Brackley – Drei Tage nach dem unerwarteten Rücktritt von Formel-1-Weltmeister Nico Rosberg will Mercedes am Montag das Auswahlverfahren für seinen Nachfolger starten.
«Wir haben eine Vielzahl von Optionen, auch arrivierte Fahrer. Wir schauen uns jetzt die Verträge an», sagte Mercedes-Motorsportchef Toto Wolff.
Warum trifft Rosbergs Entscheidung Mercedes so unvorbereitet?
Rosberg hatte erst im Juli einen neuen Vertrag bis Ende 2018 beim Silberpfeil-Team unterschrieben, für das er bereits seit 2010 fuhr. Von den zuletzt immer konkreteren Gedanken an einen Rücktritt hatte er die Teamspitze nicht informiert. «Er hätte uns Warnungen geben können, dass es passieren kann im Fall des WM-Titels. Dann hätten wir uns vorher darauf einstellen können», sagte Team-Aufsichtsratschef Niki Lauda etwas verstimmt.
Wie schwer wird für Mercedes die Nachfolger-Suche?
Wenn ein Cockpit beim dominierenden Team der vergangenen drei Jahre frei wird, dürfte es eigentlich reihenweise Bewerbungen geben. Aber Anfang Dezember haben viele Fahrer bereits Verträge für die nächste Saison in der Tasche, gerade die Top-Piloten der Branche sind längst für die kommende Saison gebunden. Zudem steht 2017 eine Regelreform an. Das dürfte es Mercedes erschweren, den noch reichlich unerfahrenen Pascal Wehrlein oder Esteban Ocon aus dem eigenen Nachwuchs den Zuschlag zu erteilen. Andererseits muss das neue Auto noch auf den Rosberg-Ersatz zugeschnitten werden, daher drängt die Zeit. «Da haben wir mit unseren Buben einen Vorteil, weil beide 3D-gescannt sind und als Ersatzfahrer eben auch eingeplant waren in das Chassis-Design», sagte Teamchef Wolff.

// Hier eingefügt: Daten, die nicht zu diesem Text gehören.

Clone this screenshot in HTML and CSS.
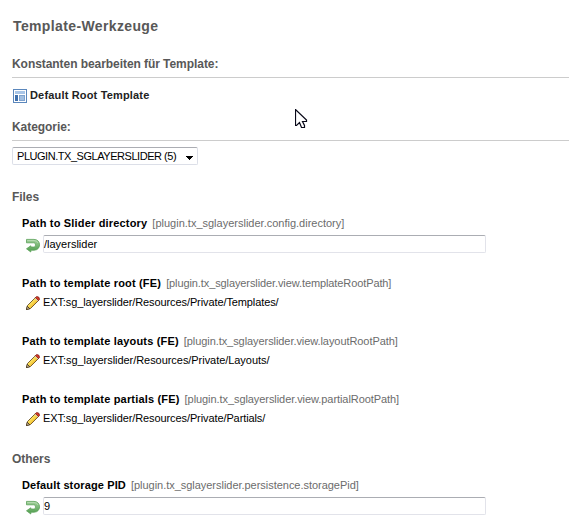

Wer sind mögliche Kandidaten für das Rosberg-Cockpit?
Pascal Wehrlein wäre die einfachste Lösung. Nach einer ordentlichen Debütsaison bei Manor ist seine Zukunft noch ungeklärt. Ocon hingegen ist bereits an Force India gebunden. Auch der Finne Valtteri Bottas, zu dem Mercedes-Boss Wolff aus seiner Williams-Zeit ein enges Verhältnis pflegt, hat schon einen Vertrag für 2017. Spekuliert wird auch, dass Routinier Fernando Alonso nach zwei frustrierenden Jahren bei McLaren ein Angebot von Mercedes nicht ausschlagen würde. Ob der zweimalige Weltmeister aber die Freigabe von McLaren erhalten würde, ist fraglich. Sein bitterböser Zweikampf mit Lewis Hamilton 2007 könnte ebenfalls ein Gegenargument sein. Dies sei «absolut ein Territorium, das ich nicht betreten möchte», sagte Wolff.
Könnte Mercedes auch bei Titelrivalen wildern?
Motorsportchef Wolff hat ausgeschlossen, mit juristischen Mitteln andere Piloten aus laufenden Verträgen herauszuholen. Aus seiner Sicht sind weder Ferrari-Star Sebastian Vettel noch die Red-Bull-Piloten Max Verstappen oder Daniel Ricciardo verfügbar. Alle drei haben keine Ausstiegsklausel, Mercedes will keinen Streit mit der Konkurrenz.
Wer wird noch gehandelt?
Die Veteranen Jenson Button und Felipe Massa, die gerade erst zurückgetreten sind, würden mit der Aussicht auf Siege vielleicht ein schnelles Comeback prüfen. Sogar über Rallye-Champion Sebastién Ogier und Motorrad-Stars wie Valentino Rossi wird spekuliert. «Jemand, der Motorrad fahren kann auf dem Level, Rallye oder einen Sportwagen, kann auch einen Formel-1-Wagen konkurrenzfähig bewegen. Ich glaub‘ jetzt nicht, dass das super realistisch ist, aber total von der Hand weisen darf man’s auch nicht», sagte Wolff dazu.
Welche Rolle spielt Mercedes-Superstar Lewis Hamilton bei der Entscheidung?
Hamilton versichert, er werde keinen Einfluss auf die Entscheidung über seinen neuen Teamkollegen nehmen. «Ich erwarte nur, dass wir die gleichen Rechte haben. So lange wir fair behandelt, ist es egal, wer neben dir fährt», sagte der Brite. Eine kleine Warnung an alle Bewerber um das freie Cockpit konnte er sich nicht verkneifen: «Wenn Du die Hitze nicht verträgst, dann komm erst gar nicht.»